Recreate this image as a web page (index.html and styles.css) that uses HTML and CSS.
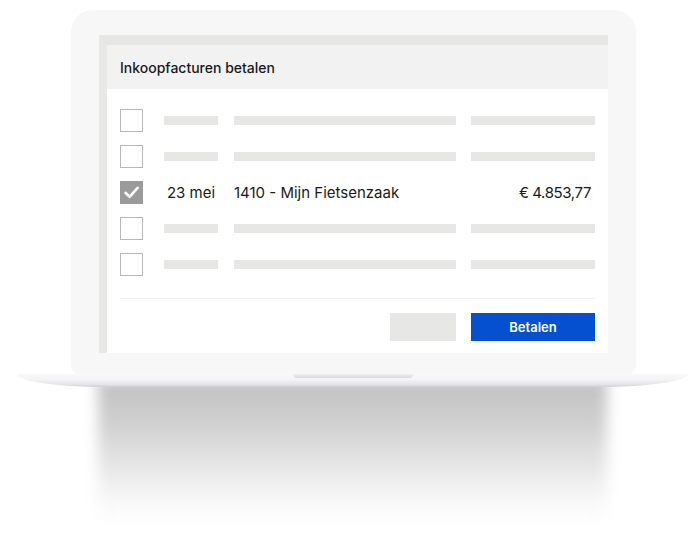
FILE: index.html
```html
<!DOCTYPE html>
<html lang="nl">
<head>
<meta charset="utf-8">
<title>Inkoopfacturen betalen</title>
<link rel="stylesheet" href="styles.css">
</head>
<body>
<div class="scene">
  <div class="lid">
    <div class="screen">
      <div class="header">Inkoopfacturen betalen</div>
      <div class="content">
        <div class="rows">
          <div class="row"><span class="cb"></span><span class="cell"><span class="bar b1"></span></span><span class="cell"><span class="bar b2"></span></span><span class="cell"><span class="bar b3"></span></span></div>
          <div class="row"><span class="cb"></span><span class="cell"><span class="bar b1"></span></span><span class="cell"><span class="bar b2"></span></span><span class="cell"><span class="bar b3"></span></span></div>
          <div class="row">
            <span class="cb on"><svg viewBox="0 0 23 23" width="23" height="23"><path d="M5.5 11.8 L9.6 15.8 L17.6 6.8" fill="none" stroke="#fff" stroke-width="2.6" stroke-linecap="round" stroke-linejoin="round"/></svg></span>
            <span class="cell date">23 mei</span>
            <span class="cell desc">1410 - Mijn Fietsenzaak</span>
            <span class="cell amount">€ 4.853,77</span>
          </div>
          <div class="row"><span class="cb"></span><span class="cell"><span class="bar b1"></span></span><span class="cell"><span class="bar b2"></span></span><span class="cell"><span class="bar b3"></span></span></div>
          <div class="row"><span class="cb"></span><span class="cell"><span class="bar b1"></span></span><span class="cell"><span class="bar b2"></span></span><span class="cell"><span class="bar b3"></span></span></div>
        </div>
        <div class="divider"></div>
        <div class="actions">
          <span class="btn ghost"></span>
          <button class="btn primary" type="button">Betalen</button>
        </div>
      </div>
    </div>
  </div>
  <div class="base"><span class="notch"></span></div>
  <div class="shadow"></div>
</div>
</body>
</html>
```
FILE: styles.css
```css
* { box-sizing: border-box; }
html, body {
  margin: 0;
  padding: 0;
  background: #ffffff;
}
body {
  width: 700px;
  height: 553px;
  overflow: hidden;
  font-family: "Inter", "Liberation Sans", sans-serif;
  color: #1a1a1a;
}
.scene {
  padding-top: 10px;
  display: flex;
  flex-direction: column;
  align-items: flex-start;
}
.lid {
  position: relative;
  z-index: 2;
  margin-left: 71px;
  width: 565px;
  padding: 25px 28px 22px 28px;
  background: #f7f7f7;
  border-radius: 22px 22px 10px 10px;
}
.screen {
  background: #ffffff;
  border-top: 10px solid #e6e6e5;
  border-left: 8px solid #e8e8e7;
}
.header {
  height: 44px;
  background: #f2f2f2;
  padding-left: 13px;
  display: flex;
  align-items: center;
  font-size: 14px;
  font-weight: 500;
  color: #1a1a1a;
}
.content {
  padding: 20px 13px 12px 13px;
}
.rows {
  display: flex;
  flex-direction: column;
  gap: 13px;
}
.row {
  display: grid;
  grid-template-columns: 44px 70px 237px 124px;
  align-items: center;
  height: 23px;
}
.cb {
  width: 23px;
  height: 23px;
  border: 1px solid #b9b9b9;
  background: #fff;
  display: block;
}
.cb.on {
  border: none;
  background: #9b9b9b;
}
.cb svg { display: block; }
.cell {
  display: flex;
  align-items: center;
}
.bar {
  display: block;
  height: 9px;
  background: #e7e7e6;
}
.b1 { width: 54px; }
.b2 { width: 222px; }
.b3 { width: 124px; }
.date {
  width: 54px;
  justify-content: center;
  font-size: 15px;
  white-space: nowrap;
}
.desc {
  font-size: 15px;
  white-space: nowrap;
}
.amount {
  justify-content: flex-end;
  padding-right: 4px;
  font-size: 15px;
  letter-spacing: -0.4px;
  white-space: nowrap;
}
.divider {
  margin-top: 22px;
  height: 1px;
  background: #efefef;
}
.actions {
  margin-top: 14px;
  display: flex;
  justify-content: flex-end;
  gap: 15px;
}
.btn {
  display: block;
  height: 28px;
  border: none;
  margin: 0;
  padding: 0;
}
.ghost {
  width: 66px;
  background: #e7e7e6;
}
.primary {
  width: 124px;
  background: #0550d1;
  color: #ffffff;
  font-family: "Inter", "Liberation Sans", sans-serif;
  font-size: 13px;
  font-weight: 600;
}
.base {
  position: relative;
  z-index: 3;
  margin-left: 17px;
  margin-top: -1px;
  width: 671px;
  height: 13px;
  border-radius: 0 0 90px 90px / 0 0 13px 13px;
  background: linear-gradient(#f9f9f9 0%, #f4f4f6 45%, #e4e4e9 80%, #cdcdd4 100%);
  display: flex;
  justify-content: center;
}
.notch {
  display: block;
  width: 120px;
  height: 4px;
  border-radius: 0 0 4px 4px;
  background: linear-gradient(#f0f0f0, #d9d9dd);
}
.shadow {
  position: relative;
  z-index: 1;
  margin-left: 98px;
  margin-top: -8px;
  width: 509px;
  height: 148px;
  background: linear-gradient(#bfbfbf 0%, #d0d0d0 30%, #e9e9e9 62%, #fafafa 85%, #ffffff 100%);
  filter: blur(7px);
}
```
────────────────────
(To be done) Among the lines above, determine how many hold the word "styles"; report the figure alone.

(Answer to the exercise) 3